The film 6 Days dramatises this dynamic well: negotiator, command decisions, pressure, time, and constant “steering” rather than improvising.


What the Commander is (and what it isn’t)

In business, we usually don’t have the luxury of a full team. But the functions still exist — and if nobody else does them, you have to.

The commander is the part of you that steps back and keeps the negotiation clean:

  • It protects your walk-away point (so you don’t cross it too early — or without noticing).

  • It keeps your objectives and preparation alive during the conversation.

  • It observes the other side (signals, patterns, pressure moves) while you’re busy talking.

  • It calls timeouts when needed: “Balcony. Re-check. Don’t get dragged.”

Two quick clarifications help.

The commander is not the fun police. It’s not there to kill all intuition, warmth, or flexibility. You can still be human. The commander simply stops you being reckless.

And the commander is not a replacement for preparation. It won’t magically save you in minute 58 if you walked in with fuzzy goals, no walk-away line, and a vague “let’s see how it goes”. It’s quality control, not emergency services.


Emotional triggers: Don’t “leave emotions away” — listen to them

A lot of negotiation advice still boils down to: “Leave emotions away from the table.” Nice idea. Also impossible.

Emotions show up for a reason. They are often the earliest warning system that something important is happening: a boundary is being tested, a value is being poked, a risk is being ignored, or a pressure tactic is landing.

This is where the commander becomes especially useful.

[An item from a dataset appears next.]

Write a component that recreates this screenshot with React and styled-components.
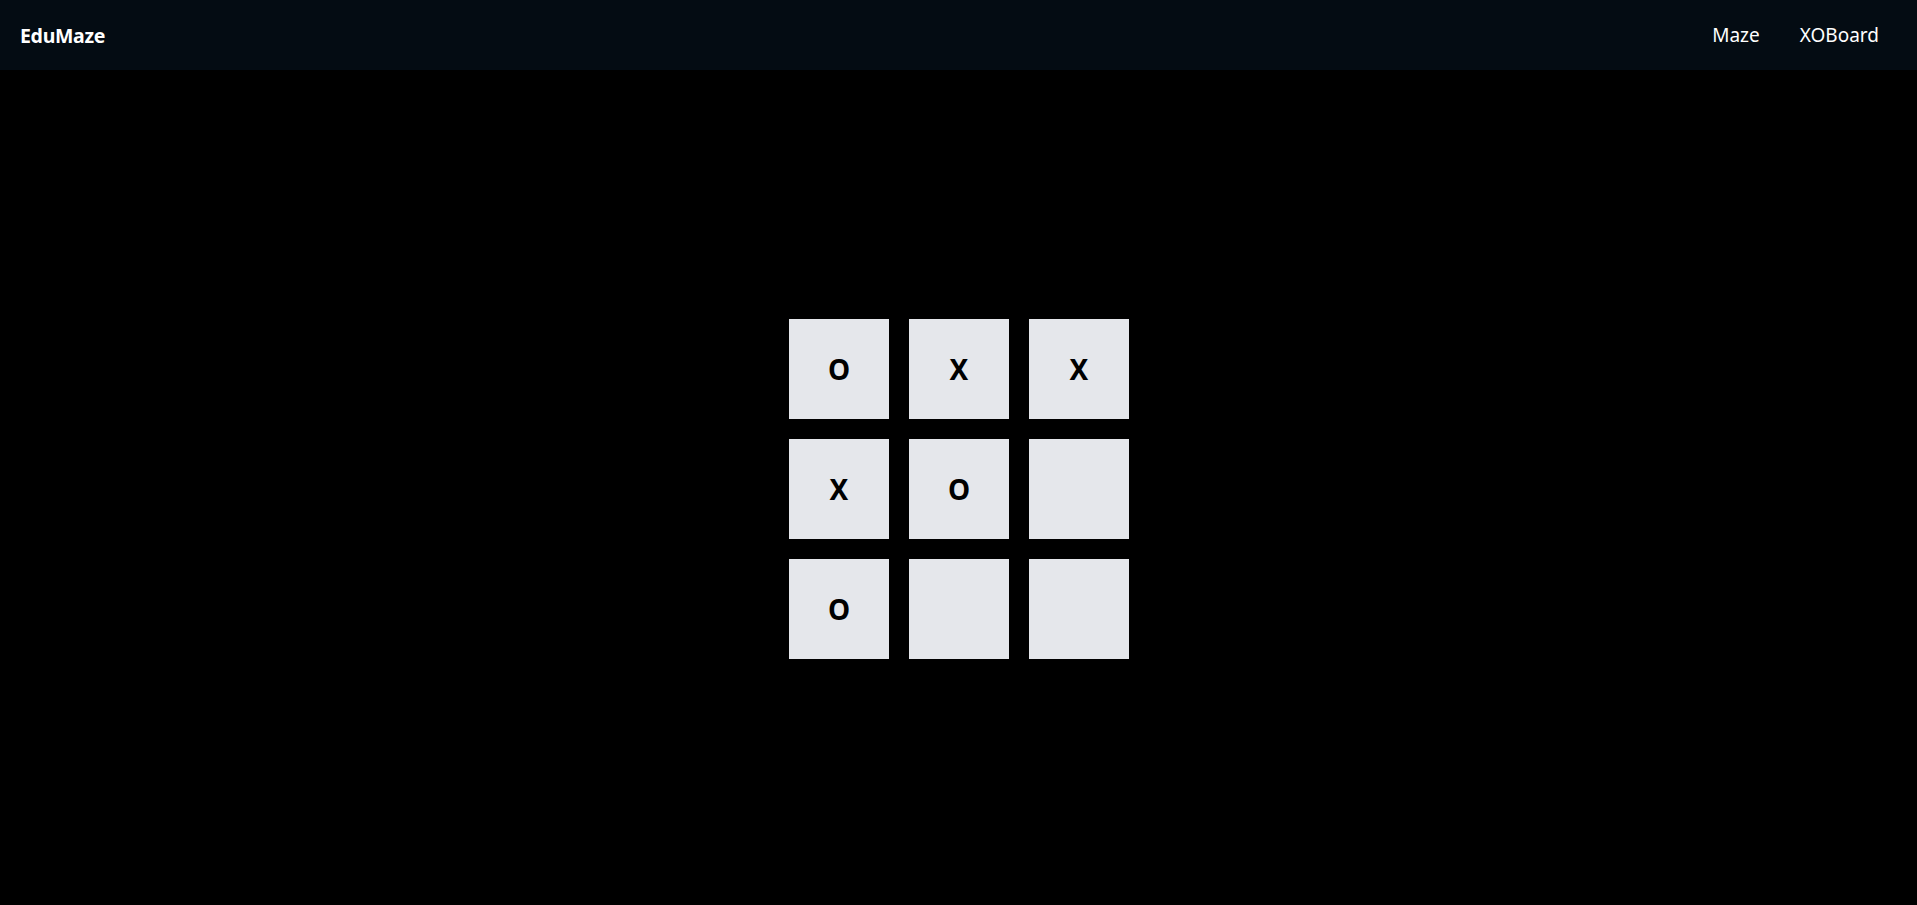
import React from 'react';
import styled, { createGlobalStyle } from 'styled-components';

const board = ['O', 'X', 'X', 'X', 'O', '', 'O', '', ''];

const GlobalStyle = createGlobalStyle`
  html, body {
    margin: 0;
    padding: 0;
    background: #000;
  }
  body {
    font-family: "Segoe UI", "Noto Sans", "Open Sans", sans-serif;
    color: #fff;
  }
`;

const Header = styled.header`
  height: 70px;
  background: #040c13;
  display: flex;
  align-items: center;
  justify-content: space-between;
  padding: 0 20px;
  box-sizing: border-box;
`;

const Logo = styled.div`
  font-size: 19.5px;
  font-weight: 700;
  color: #fff;
  letter-spacing: -0.3px;
`;

const Nav = styled.nav`
  display: flex;
  gap: 40px;
  padding-right: 18px;
`;

const NavLink = styled.a`
  font-size: 19px;
  color: #fff;
  text-decoration: none;
  cursor: pointer;
`;

const Main = styled.main`
  min-height: calc(100vh - 70px);
  display: flex;
  align-items: center;
  justify-content: center;
  padding-top: 3px;
  box-sizing: border-box;
`;

const Grid = styled.div`
  display: grid;
  grid-template-columns: repeat(3, 100px);
  grid-auto-rows: 100px;
  gap: 20px;
`;

const Cell = styled.button`
  border: none;
  padding: 0 0 0 1px;
  background: #e5e7eb;
  color: #000;
  font-family: "Segoe UI", "Noto Sans", "Open Sans", sans-serif;
  font-size: 28px;
  font-weight: 700;
  display: flex;
  align-items: center;
  justify-content: center;
  cursor: pointer;
`;

export default function App() {
  return (
    <>
      <GlobalStyle />
      <Header>
        <Logo>EduMaze</Logo>
        <Nav>
          <NavLink>Maze</NavLink>
          <NavLink>XOBoard</NavLink>
        </Nav>
      </Header>
      <Main>
        <Grid>
          {board.map((v, i) => (
            <Cell key={i}>{v}</Cell>
          ))}
        </Grid>
      </Main>
    </>
  );
}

When you notice an emotional spike — irritation, defensiveness, eagerness to please, fear of losing the deal, the sudden urge to “just agree and move on” — treat it as a switch signal:

  • What exactly triggered that?

  • What story am I telling myself right now?

  • Which objective or boundary is at risk?

  • What do I need before I respond? Time? Clarity? A check against my walk-away point?

The goal isn’t to suppress emotion. The goal is to convert emotion into information, and then act deliberately.


How to step into Commander mode when you’re negotiating alone

You don’t become the commander once and stay there. You switch into the role on purpose.

The most practical tool is the balcony: step back to observe the negotiation rather than being trapped inside it. Sometimes that’s physical — leaving the room, taking a coffee break, going for a short walk. Sometimes it’s conversational — summarising what’s been agreed so far and what is still unclear. Summarising is often a commander move in disguise.



Source: Gemini AI
Source: Gemini AI

Writing things down is another reliable switch. If you want a simple method: split your page into two columns. Facts on one side, feelings on the other. The act of writing forces distance. You stop performing and start observing — and that’s commander mode.


Silence can do the same. Used well, it buys time, creates calm authority, and gives you a mental checkpoint: How good is this deal? What are the long-term consequences? What happens if I say yes?

And yes, sometimes you engineer a pause: “Let’s take five minutes.” “Let’s continue after coffee.” “I’d like to sleep on this.” That isn’t weakness. It’s structure.

Finally, a small physical anchor can help you switch: sit up straighter, push the chair back slightly, stand up, move position. A bodily change often triggers a mental change.


The Commander after the negotiation

The role doesn’t end when the meeting ends.

A short debrief — even half an hour later — turns experience into competence. What worked? What didn’t? Where did emotion take the wheel? Where did you move too quickly? What would you do differently next time?

That’s commander work too.


In brief

The commander role comes from contexts where negotiation is so high-stakes that structure is non-negotiable. Business negotiations aren’t hostage crises (usually), but the mechanics rhyme: pressure, uncertainty, emotion, time tactics, and decisions with consequences.


If you negotiate alone, you don’t necessarily need a second person in the room.

You need a second mode in your head — and the discipline to switch into it when it matters most.